Smithsonian 'Toned Down the Science' In Climate Change Exhibit
An anonymous reader writes "According to an International Herald Tribune article, the Smithsonian pre-emptively toned down the scientific content of a climate change exhibit put into place last year. The changes, including removal of scientist conclusions and muddying of displayed data, were made to ensure that the exhibit would not offend the Congress or the White House. Pressure brought to bear by Institute officials resulted in the resignation of Robert Sullivan, a sixteen year veteran of the organization. 'This is not the first time the Smithsonian has been accused of taking politics into consideration. The congressionally chartered institution scaled down a 1995 exhibit of the restored Enola Gay, the B-29 that dropped the atomic bomb on Hiroshima, after veterans complained it focused too much on the damage and deaths. Amid the oil-drilling debate in 2003, a photo exhibit of Alaska's Arctic National Wildlife Refuge was moved to a less prominent space.'"
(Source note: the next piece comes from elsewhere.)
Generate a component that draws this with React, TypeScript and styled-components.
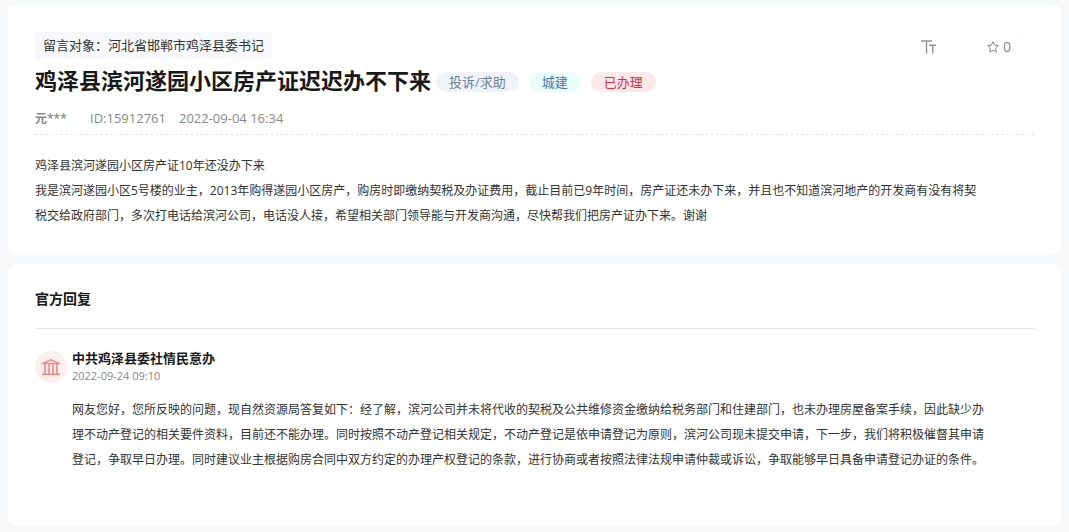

Overheard at the Smithsonian:
Worker: Sir, I have this old display of Noah's Ark you asked for. Where did you want it?
Curator: Put some dinosaur models on it then set it up in the Geology Wing.
Worker: Will do, sir. Oh I also changed all the signage in that wing from "millions of years" to "thousands of years".
Curator: That's what I like: proactive thinking! What about the Adam & Eve diorama?
Worker: It's where the Galapagos Islands exhibit was, just as you requested.
Curator: My boy, you have a bright future in science!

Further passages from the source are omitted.